**To do:** Identify and reproduce every line holding the string "components".

┌─ Raw data

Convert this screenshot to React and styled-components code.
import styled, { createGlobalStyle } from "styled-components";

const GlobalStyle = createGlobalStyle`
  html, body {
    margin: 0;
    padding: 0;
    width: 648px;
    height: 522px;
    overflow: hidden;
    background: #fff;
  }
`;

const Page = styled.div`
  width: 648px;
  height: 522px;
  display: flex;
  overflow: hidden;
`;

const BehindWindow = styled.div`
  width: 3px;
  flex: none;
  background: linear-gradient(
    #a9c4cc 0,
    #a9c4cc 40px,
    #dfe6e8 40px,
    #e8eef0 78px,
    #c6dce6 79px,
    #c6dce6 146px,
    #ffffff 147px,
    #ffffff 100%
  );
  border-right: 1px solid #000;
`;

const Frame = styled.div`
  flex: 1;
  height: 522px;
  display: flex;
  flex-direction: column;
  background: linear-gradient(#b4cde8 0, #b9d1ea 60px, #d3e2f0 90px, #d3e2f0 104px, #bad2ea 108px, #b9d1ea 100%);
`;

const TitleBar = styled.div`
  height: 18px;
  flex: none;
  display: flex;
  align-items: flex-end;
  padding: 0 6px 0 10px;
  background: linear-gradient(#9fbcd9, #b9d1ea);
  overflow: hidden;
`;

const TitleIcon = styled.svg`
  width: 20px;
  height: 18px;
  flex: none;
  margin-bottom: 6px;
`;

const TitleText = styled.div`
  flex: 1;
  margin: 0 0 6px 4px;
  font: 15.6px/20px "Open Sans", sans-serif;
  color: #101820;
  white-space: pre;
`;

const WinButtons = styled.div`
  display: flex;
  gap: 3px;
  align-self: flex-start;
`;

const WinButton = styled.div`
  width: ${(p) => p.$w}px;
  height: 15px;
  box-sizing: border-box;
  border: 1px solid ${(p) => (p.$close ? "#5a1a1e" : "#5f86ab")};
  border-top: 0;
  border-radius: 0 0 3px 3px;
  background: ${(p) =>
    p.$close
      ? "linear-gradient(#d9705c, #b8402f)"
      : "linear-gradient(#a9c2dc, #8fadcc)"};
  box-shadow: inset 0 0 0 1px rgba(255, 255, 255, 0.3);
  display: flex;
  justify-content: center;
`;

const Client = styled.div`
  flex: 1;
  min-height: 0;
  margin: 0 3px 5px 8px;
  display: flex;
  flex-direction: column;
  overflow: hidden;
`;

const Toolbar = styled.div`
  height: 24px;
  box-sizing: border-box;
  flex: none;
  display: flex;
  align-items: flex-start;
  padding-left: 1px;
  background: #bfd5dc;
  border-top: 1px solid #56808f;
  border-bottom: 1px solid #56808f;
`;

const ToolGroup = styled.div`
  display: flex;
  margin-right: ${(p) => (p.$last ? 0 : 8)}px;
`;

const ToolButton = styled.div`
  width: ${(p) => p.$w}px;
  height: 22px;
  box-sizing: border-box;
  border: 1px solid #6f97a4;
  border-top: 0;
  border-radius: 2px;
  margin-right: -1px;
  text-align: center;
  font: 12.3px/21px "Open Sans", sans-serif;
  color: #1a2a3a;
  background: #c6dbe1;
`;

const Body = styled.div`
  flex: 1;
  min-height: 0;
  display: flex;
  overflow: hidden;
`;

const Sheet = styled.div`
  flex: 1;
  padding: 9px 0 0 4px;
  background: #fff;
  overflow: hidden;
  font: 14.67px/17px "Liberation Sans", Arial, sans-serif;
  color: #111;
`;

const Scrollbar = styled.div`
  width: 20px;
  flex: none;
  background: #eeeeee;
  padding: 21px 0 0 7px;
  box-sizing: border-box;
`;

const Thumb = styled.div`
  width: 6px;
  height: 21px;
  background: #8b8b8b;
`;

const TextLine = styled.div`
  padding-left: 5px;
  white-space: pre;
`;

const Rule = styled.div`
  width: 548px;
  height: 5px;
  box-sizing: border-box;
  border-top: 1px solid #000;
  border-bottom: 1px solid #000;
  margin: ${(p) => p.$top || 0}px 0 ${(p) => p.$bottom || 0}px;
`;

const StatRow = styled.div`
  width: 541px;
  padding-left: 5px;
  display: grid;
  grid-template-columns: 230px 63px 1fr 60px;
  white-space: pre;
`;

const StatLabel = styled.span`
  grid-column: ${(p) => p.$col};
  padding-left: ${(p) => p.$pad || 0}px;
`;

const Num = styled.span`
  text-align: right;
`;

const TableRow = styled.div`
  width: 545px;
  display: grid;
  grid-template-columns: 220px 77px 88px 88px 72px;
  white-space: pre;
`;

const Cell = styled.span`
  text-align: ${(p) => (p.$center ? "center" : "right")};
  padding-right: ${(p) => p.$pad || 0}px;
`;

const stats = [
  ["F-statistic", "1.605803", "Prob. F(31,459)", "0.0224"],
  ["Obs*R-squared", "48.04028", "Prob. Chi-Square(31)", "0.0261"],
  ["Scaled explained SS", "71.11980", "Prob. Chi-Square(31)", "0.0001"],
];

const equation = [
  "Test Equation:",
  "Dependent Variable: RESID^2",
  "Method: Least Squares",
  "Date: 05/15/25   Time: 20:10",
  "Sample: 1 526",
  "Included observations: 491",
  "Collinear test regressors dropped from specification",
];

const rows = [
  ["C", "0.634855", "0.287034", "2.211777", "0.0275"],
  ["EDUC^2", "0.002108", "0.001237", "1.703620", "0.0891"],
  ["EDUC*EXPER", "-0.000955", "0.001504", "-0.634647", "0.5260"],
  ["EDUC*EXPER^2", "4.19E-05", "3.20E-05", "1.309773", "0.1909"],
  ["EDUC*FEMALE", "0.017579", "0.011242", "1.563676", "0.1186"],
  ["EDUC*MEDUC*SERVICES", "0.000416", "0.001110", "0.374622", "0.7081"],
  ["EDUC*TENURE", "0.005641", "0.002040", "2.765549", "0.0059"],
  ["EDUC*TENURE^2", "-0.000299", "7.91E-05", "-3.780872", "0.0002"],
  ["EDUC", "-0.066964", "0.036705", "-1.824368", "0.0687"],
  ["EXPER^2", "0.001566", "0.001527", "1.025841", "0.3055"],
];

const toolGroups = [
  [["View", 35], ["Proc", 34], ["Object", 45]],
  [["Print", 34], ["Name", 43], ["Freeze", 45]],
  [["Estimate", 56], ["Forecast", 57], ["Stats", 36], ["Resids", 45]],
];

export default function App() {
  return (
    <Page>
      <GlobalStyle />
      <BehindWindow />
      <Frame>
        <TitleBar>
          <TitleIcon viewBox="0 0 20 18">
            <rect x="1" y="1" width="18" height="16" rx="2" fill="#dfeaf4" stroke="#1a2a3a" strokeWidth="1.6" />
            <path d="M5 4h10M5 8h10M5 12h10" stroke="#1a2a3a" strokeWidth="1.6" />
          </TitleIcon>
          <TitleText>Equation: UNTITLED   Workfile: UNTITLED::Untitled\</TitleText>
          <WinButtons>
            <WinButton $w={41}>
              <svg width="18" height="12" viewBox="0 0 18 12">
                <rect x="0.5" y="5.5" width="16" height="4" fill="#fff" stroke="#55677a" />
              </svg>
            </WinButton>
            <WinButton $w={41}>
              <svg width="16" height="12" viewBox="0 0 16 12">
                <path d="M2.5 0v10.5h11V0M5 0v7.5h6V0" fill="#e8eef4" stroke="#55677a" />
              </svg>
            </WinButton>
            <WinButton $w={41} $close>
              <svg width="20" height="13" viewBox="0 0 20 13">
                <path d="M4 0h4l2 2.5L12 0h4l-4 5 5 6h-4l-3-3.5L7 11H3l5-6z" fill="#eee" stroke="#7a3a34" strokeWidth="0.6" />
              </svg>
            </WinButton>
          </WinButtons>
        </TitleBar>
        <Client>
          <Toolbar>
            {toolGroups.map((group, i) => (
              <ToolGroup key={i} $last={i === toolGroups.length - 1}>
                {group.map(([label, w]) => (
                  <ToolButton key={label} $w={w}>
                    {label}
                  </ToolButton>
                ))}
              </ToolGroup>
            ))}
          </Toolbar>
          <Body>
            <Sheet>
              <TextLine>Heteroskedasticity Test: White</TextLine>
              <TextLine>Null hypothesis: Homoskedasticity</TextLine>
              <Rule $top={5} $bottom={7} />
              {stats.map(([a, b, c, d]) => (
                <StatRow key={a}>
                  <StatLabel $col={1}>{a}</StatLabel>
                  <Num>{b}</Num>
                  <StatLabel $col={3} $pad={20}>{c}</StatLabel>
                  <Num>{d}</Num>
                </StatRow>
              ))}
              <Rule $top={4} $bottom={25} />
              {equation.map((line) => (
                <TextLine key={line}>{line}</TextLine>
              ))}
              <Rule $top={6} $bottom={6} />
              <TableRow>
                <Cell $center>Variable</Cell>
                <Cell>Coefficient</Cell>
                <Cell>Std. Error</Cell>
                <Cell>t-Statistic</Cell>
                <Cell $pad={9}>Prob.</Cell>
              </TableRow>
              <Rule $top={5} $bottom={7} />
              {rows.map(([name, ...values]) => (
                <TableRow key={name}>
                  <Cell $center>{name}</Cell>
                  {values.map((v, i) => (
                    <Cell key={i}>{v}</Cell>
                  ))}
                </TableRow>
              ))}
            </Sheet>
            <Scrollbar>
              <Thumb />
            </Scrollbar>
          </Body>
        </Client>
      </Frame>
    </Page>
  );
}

└─

**Reply:**
Convert this screenshot to React and styled-components code.
import styled, { createGlobalStyle } from "styled-components";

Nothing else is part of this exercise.